- **Exercise task**
Reproduce each line from the records that holds "this".

- **Data for processing**
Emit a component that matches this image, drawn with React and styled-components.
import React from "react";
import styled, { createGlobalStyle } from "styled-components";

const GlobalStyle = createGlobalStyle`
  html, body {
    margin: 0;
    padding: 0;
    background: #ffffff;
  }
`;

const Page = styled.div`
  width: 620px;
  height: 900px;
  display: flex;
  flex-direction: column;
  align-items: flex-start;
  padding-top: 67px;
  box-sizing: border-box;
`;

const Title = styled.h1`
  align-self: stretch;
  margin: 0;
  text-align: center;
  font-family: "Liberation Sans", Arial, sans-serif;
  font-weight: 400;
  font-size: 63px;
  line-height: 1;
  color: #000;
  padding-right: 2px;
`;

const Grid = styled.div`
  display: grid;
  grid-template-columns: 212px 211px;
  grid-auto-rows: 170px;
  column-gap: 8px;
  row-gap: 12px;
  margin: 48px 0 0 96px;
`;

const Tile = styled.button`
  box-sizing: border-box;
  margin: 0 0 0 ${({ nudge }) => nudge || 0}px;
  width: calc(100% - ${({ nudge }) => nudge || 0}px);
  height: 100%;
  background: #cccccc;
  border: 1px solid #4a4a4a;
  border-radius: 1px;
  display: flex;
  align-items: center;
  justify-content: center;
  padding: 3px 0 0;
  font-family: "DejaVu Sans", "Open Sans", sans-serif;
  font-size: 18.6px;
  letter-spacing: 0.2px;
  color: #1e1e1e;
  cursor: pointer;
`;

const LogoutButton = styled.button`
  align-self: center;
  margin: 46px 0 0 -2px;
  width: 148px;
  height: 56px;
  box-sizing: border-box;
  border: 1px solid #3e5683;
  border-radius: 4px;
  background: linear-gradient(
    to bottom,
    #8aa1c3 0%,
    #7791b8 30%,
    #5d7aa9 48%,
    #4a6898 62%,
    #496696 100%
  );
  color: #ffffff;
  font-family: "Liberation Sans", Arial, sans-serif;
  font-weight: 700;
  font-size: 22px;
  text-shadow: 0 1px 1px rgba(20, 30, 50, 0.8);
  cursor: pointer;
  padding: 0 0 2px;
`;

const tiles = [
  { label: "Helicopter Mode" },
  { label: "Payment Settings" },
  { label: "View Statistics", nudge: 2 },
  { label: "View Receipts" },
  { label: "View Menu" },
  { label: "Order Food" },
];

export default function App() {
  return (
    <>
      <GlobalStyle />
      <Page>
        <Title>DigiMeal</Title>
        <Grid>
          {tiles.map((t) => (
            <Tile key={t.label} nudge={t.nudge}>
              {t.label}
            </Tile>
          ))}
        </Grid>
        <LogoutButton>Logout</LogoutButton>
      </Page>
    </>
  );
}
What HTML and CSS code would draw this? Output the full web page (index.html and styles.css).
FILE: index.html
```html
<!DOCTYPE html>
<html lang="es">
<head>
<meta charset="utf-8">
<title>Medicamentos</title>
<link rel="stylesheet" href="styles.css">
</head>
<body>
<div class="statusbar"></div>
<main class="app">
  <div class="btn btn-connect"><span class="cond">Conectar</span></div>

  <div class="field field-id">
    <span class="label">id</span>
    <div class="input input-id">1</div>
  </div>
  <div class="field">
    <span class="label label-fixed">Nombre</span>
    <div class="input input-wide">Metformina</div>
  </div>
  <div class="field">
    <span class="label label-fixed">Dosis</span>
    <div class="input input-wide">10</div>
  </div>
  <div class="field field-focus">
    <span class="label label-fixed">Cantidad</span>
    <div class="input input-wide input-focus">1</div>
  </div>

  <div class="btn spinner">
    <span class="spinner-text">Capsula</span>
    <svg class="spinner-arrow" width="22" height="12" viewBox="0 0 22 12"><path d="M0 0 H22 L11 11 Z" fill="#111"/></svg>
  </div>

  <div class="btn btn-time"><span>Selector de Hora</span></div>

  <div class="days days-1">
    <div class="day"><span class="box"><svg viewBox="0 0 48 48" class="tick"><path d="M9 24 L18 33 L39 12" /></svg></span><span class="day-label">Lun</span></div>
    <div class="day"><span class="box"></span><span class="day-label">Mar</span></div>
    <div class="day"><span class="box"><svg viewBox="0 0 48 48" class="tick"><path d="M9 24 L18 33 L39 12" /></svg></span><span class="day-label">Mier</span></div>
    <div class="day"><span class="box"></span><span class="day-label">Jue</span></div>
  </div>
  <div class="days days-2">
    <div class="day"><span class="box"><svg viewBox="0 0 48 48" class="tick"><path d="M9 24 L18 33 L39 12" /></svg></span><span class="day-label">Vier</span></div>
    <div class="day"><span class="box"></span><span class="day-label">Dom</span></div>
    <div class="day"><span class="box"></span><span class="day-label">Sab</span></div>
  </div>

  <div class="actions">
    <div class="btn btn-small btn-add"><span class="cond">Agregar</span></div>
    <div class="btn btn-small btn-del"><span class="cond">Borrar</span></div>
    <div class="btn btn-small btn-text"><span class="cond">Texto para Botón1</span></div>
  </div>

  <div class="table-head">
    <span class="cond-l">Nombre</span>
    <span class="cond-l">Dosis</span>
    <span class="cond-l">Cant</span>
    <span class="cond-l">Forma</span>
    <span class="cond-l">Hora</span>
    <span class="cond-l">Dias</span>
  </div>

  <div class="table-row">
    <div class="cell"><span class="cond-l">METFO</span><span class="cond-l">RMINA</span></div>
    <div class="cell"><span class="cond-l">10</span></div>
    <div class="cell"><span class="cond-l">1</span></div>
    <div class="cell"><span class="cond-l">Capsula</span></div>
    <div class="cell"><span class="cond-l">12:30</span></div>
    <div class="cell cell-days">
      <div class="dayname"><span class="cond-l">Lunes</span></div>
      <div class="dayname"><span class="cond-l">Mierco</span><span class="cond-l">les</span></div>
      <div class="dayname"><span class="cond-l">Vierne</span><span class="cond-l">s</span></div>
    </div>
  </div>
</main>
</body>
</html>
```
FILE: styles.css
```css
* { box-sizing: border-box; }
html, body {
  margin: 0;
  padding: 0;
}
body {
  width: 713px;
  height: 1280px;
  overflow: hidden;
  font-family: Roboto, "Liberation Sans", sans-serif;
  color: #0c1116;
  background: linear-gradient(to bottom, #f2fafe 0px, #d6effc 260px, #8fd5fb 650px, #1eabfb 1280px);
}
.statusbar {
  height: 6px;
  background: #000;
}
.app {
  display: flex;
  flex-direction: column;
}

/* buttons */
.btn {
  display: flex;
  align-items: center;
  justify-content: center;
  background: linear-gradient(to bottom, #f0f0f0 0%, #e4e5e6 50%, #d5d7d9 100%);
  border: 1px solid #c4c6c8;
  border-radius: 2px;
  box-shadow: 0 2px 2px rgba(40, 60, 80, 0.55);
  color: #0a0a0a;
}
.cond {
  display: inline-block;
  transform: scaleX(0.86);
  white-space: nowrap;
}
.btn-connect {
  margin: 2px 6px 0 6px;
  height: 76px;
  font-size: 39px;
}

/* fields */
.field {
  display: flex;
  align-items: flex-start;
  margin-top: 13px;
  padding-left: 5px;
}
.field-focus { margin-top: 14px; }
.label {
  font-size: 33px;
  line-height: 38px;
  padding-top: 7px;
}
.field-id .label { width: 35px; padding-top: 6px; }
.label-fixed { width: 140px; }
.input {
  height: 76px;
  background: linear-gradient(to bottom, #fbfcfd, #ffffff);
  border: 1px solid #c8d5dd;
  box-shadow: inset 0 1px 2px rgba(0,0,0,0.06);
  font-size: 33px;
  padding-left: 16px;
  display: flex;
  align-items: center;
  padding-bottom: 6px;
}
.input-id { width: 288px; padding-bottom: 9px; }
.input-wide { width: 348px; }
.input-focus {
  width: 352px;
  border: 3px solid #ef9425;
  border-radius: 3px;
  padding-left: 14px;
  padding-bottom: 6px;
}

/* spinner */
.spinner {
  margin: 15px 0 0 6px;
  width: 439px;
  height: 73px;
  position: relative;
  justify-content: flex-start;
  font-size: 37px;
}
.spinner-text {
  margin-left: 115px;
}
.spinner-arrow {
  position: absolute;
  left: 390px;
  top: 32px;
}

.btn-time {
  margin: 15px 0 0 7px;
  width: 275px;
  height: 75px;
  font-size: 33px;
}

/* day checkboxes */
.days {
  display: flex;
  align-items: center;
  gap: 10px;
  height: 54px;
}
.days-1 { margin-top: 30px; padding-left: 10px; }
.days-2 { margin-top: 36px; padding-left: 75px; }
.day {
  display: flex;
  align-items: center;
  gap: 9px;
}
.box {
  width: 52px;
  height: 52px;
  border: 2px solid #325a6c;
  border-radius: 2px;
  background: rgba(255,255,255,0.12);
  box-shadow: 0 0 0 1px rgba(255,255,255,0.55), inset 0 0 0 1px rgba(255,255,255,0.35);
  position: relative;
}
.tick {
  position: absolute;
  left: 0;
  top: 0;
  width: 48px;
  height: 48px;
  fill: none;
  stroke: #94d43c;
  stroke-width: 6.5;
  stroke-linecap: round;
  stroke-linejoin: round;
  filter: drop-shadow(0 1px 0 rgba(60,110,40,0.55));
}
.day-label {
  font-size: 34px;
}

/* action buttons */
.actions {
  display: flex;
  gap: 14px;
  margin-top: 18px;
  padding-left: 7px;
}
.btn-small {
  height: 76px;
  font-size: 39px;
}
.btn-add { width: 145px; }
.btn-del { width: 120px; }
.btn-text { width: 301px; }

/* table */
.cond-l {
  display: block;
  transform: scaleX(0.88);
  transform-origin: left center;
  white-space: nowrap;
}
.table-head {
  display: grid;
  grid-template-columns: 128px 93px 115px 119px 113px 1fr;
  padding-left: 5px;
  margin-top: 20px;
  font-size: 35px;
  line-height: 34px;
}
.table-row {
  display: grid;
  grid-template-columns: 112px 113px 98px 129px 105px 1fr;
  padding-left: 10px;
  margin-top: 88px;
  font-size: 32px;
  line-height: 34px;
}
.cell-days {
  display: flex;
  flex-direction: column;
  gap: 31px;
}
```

- **Exercise response**
Emit a component that matches this image, drawn with React and styled-components.
What HTML and CSS code would draw this? Output the full web page (index.html and styles.css).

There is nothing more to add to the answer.